As You Sow, Corporate Knights rank firms by clean energy revenues to identify climate transition heroes

Sustainability groups publish inaugural Carbon Clean200

Advocacy group As You Sow and media and research group Corporate Knights have unveiled their inaugural ranking of the world’s companies according to the revenue they are estimated to make from clean energy, highlighting those firms already working towards a transition into a sustainable economy and sparking further debate around how investors can help bring this about.

The ranking, compiled by Corporate Knights’ CEO Toby Heaps and Director of Research Michael Yow alongside Andrew Behar, As You Sow’s CEO, aims to show which companies are successfully participating in a transition to cleaner energy.

To be eligible for inclusion, companies must have a market cap of at least $1bn and at least 10% ‘clean energy revenue’ as defined by Bloomberg New Energy Finance (BNEF). Oil, gas and coal companies, weapons manufacturers, utilities with less than 50% renewable output, firms which profit from deforestation and companies that engage in child or forced labour were excluded.

Toyota, the Japanese car manufacturer that is the world’s market leader in hybrid electric vehicle sales, take the top spot in the Carbon Clean200 ranking, with German engineering firm Siemens and electronics manufacturer Johnson Controls finishing second and third respectively. Elon Musk’s electric car outfit Tesla Motors takes 17th spot.

Though their first aim is to stimulate debate around the best ways investors and corporates can facilitate a clean energy transition, the report’s authors do note that there might be some problems with their ranking or, more specifically, BNEF’s methodology. Counting hybrid cars – which also burn fossil fuels – as green energy-powered is problematic, particularly when it propels Toyota to the top of the list, while there also needs to be “a systemic way” to screen the list for human rights, they write.Heaps, Yow and Behar are also quick to point out that this first attempt at ranking 200 companies is “just a start” and that any suggested improvements to the methodology would be welcomed. They added: “What will be more interesting is how our Clean200 methodology may be improved and change over time. So we decided to make a spreadsheet with all of this data available to anyone and to update the list quarterly to track the changes and trends.”

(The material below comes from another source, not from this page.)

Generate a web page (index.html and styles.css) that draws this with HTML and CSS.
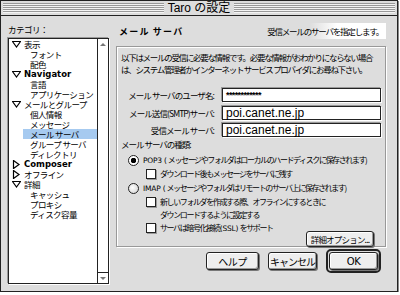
FILE: index.html
```html
<!DOCTYPE html>
<html lang="ja">
<head>
    <meta charset="UTF-8">
    <title>Taro の設定</title>
    <link rel="stylesheet" href="styles.css">
</head>
<body>
    <div class="window">
        <div class="titlebar">
            <span class="title">Taro の設定</span>
        </div>
        <div class="content">
            <div class="sidebar">
                <div class="cat-label">カテゴリ：</div>
                <div class="listbox">
                    <ul class="tree">
                        <li class="top"><svg class="tw" viewBox="0 0 9 7"><path d="M0.5 0.5h8l-4 5.5z"/></svg>表示</li>
                        <li class="sub">フォント</li>
                        <li class="sub">配色</li>
                        <li class="top latin"><svg class="tw" viewBox="0 0 9 7"><path d="M0.5 0.5h8l-4 5.5z"/></svg>Navigator</li>
                        <li class="sub">言語</li>
                        <li class="sub">アプリケーション</li>
                        <li class="top"><svg class="tw" viewBox="0 0 9 7"><path d="M0.5 0.5h8l-4 5.5z"/></svg>メールとグループ</li>
                        <li class="sub">個人情報</li>
                        <li class="sub">メッセージ</li>
                        <li class="sub selected">メール サーバ</li>
                        <li class="sub">グループ サーバ</li>
                        <li class="sub">ディレクトリ</li>
                        <li class="top latin"><svg class="tw closed" viewBox="0 0 9 9"><path d="M1.5 0.5v8l5.5-4z"/></svg>Composer</li>
                        <li class="top"><svg class="tw closed" viewBox="0 0 9 9"><path d="M1.5 0.5v8l5.5-4z"/></svg>オフライン</li>
                        <li class="top"><svg class="tw" viewBox="0 0 9 7"><path d="M0.5 0.5h8l-4 5.5z"/></svg>詳細</li>
                        <li class="sub">キャッシュ</li>
                        <li class="sub">プロキシ</li>
                        <li class="sub">ディスク容量</li>
                    </ul>
                    <div class="scrollbar">
                        <span class="arrow up"></span>
                        <span class="arrow down"></span>
                    </div>
                </div>
            </div>
            <div class="main">
                <div class="header">
                    <span class="header-title">メール サーバ</span>
                    <span class="header-note">受信メールのサーバを指定します。</span>
                </div>
                <div class="group">
                    <p class="desc">以下はメールの受信に必要な情報です。必要な情報がおわかりにならない場合<br>は、システム管理者かインターネット サービス プロバイダにお尋ね下さい。</p>
                    <div class="fields">
                        <label class="field-label">メール サーバのユーザ名:</label>
                        <div class="input pw">************</div>
                        <label class="field-label">メール送信(SMTP)サーバ:</label>
                        <div class="input">poi.canet.ne.jp</div>
                        <label class="field-label">受信メール サーバ:</label>
                        <div class="input">poi.canet.ne.jp</div>
                    </div>
                    <div class="kind-label">メール サーバの種類:</div>
                    <div class="option">
                        <span class="radio checked"></span>
                        <span><span class="lat">POP3 (</span>メッセージやフォルダはローカルのハードディスクに保存されます)</span>
                    </div>
                    <div class="option sub-option">
                        <span class="check"></span>
                        <span>ダウンロード後もメッセージをサーバに残す</span>
                    </div>
                    <div class="option">
                        <span class="radio"></span>
                        <span><span class="lat">IMAP (</span>メッセージやフォルダはリモートのサーバ上に保存されます)</span>
                    </div>
                    <div class="option sub-option">
                        <span class="check"></span>
                        <span>新しいフォルダを作成する際、オフラインにするときに<br>ダウンロードするように設定する</span>
                    </div>
                    <div class="option sub-option">
                        <span class="check"></span>
                        <span>サーバは暗号化接続 <span class="lat">(SSL)</span> をサポート</span>
                    </div>
                    <div class="group-actions">
                        <button class="btn small">詳細オプション...</button>
                    </div>
                </div>
                <div class="actions">
                    <button class="btn help">ヘルプ</button>
                    <button class="btn cancel">キャンセル</button>
                    <div class="default-ring"><button class="btn ok">OK</button></div>
                </div>
            </div>
        </div>
    </div>
</body>
</html>
```

FILE: styles.css
```css
body {
    margin: 0;
    background-color: #ffffff;
    font-family: "Noto Sans CJK JP", "DejaVu Sans", sans-serif;
    font-size: 9px;
    color: #000;
}
.window {
    width: 398px;
    height: 292px;
    box-sizing: border-box;
    background-color: #dddddd;
    border: 1px solid #222;
    box-shadow: 1px 1px 0 #888;
    display: flex;
    flex-direction: column;
}
.titlebar {
    height: 15px;
    box-sizing: border-box;
    border-bottom: 1px solid #222;
    padding: 2px 2px;
    display: flex;
    align-items: center;
    justify-content: center;
    background-color: #dddddd;
    background-image: repeating-linear-gradient(to bottom, #999 0, #999 1px, #f4f4f4 1px, #f4f4f4 2px);
    background-clip: content-box;
}
.title {
    background-color: #dddddd;
    padding: 0 4px;
    font-family: "Liberation Sans", "Noto Sans CJK JP", sans-serif;
    font-size: 12px;
    line-height: 11px;
}
.content {
    flex: 1;
    display: flex;
    padding: 7px 0 0 7px;
    gap: 4px;
}
.sidebar {
    width: 101px;
    display: flex;
    flex-direction: column;
}
.cat-label {
    height: 15px;
    line-height: 12px;
    font-size: 8.5px;
    letter-spacing: -0.5px;
}
.listbox {
    height: 244px;
    border: 1px solid #222;
    background: #fff;
    display: flex;
    box-shadow: 1px 1px 0 #fff, -1px -1px 0 #999;
}
.tree {
    list-style: none;
    margin: 0;
    padding: 0;
    flex: 1;
}
.tree li {
    height: 10px;
    line-height: 10px;
    font-size: 8.5px;
    white-space: nowrap;
    letter-spacing: -0.6px;
    display: flex;
    align-items: center;
}
.tree li.top {
    padding-left: 3px;
}
.tree li.sub {
    padding-left: 7px;
    margin-left: 14px;
}
.tree li.selected {
    background-color: #a6caf0;
}
.tree li.latin {
    font-family: "DejaVu Sans", sans-serif;
    font-size: 8.5px;
    font-weight: bold;
    letter-spacing: 0;
}
.tw {
    width: 9px;
    height: 7px;
    margin-right: 3px;
    flex: none;
}
.tw.closed {
    height: 9px;
}
.tw path {
    fill: #fff;
    stroke: #000;
    stroke-width: 1.2;
}
.scrollbar {
    width: 10px;
    border-left: 1px solid #222;
    background: #fff;
    display: flex;
    flex-direction: column;
    justify-content: space-between;
}
.arrow {
    height: 10px;
    display: flex;
    align-items: center;
    justify-content: center;
}
.arrow.down {
    border-top: 1px solid #222;
}
.arrow::before {
    content: "";
    border-left: 3px solid transparent;
    border-right: 3px solid transparent;
}
.arrow.up::before {
    border-bottom: 3px solid #777;
}
.arrow.down::before {
    border-top: 3px solid #777;
}
.main {
    width: 273px;
    display: flex;
    flex-direction: column;
}
.header {
    height: 16px;
    display: flex;
    align-items: center;
    justify-content: space-between;
    padding: 0 0 0 6px;
    background: linear-gradient(to right, #dddddd 0, #dddddd 72%, #ffffff 82%, #ffffff 100%);
}
.header-title {
    font-weight: bold;
    letter-spacing: 1.2px;
}
.header-note {
    font-size: 8.5px;
    letter-spacing: -1.2px;
    padding-right: 3px;
}
.group {
    margin: 7px 0 0 3px;
    width: 270px;
    height: 201px;
    box-sizing: border-box;
    border: 1px solid #999;
    box-shadow: inset 1px 1px 0 #fff, 1px 1px 0 #fff;
    padding: 4px 6px 0 4px;
    display: flex;
    flex-direction: column;
}
.desc {
    margin: 0;
    font-size: 8.5px;
    line-height: 12px;
    letter-spacing: -1.3px;
    white-space: nowrap;
}
.fields {
    display: grid;
    grid-template-columns: 93px 159px;
    column-gap: 8px;
    row-gap: 3.5px;
    margin-top: 13px;
    align-items: center;
}
.field-label {
    text-align: right;
    font-size: 8.5px;
    letter-spacing: -0.9px;
    white-space: nowrap;
}
.input {
    height: 14px;
    box-sizing: border-box;
    border: 1px solid #222;
    background: #fff;
    box-shadow: -1px -1px 0 #999, 1px 1px 0 #fff;
    font-family: "Liberation Sans", sans-serif;
    font-size: 12px;
    line-height: 12px;
    padding-left: 3px;
}
.input.pw {
    font-size: 9px;
    font-weight: bold;
    letter-spacing: -0.6px;
    line-height: 13px;
}
.kind-label {
    margin-top: 1px;
    height: 12px;
    line-height: 12px;
    font-size: 8.5px;
    letter-spacing: -1px;
}
.option {
    display: flex;
    align-items: flex-start;
    gap: 4px;
    padding-left: 7px;
    font-size: 8px;
    line-height: 13.3px;
    letter-spacing: -1.4px;
    white-space: nowrap;
}
.option .lat {
    font-family: "DejaVu Sans", sans-serif;
    font-size: 7.5px;
    letter-spacing: -0.2px;
    margin-right: 1px;
}
.kind-label + .option {
    margin-top: 3px;
}
.sub-option {
    padding-left: 25px;
}
.radio {
    width: 9px;
    height: 9px;
    margin-top: 2px;
    border: 1px solid #222;
    border-radius: 50%;
    background: radial-gradient(circle at 40% 40%, #fff 0, #ddd 70%);
    flex: none;
}
.radio.checked {
    background: radial-gradient(circle, #000 0, #000 2.5px, #fff 3px);
}
.check {
    width: 8px;
    height: 8px;
    margin-top: 2px;
    border: 1px solid #222;
    background: #fff;
    box-shadow: 1px 1px 0 #999;
    flex: none;
}
.group-actions {
    display: flex;
    justify-content: flex-end;
    margin-top: -5px;
    padding-right: 5px;
}
.btn {
    font-family: "Noto Sans CJK JP", sans-serif;
    font-size: 9px;
    letter-spacing: -0.5px;
    background: #eee;
    border: 1px solid #222;
    border-radius: 3px;
    box-shadow: inset 1px 1px 0 #fff, inset -1px -1px 0 #999, 1px 1px 0 #777;
    height: 18px;
    padding: 0;
    color: #000;
}
.btn.small {
    height: 16px;
    width: 68px;
    font-size: 8.5px;
    letter-spacing: -0.8px;
}
.actions {
    display: flex;
    justify-content: flex-end;
    align-items: center;
    gap: 9px;
    margin-top: 2px;
    padding-right: 5px;
}
.actions .btn {
    font-size: 10px;
}
.btn.help {
    width: 53px;
}
.btn.cancel {
    width: 49px;
    letter-spacing: -1px;
}
.default-ring {
    border: 2px solid #222;
    border-radius: 5px;
    padding: 1px;
    display: flex;
}
.btn.ok {
    font-family: "DejaVu Sans", sans-serif;
    width: 49px;
}
```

The financial performance of the list outperforms both the S&P 1200 and the Carbon Underground 200 – a ranking of the world’s biggest oil, gas and coal companies – in an analysis that considers how the value of $1 invested in each has improved over the past 10 years.

Such an outperformance was driven, the report states, by significant exposure to Chinese clean energy companies which have experienced “explosive growth” since January 2006. Indeed, over a third of firms included in the Clean200 are Chinese, perhaps indicative of the so-called quiet green energy revolution that continues in the country. Just under half – 96 – are in the industrials sector, while 45 are information technology companies.

As You Sow and Corporate Knights are keen to impress that the Clean200 is not intended to be used as a stock-pick list or an index, but as a guide to the clean energy transition. They pick out recent Paris climate deals, potential reforms in the energy market and actions carried out by big investors as signs that the world is already adapting, PFZW’s commitment to halving its carbon footprint and CalSTRS’ $2.5bn buy-in to a low carbon index among them.

They conclude: “None of this portends an imminent conclusion to our fossil fuel age, but it does suggest an end to fossil fuels as a long-term growth market and the beginning of a long run expansion of clean energy demand.”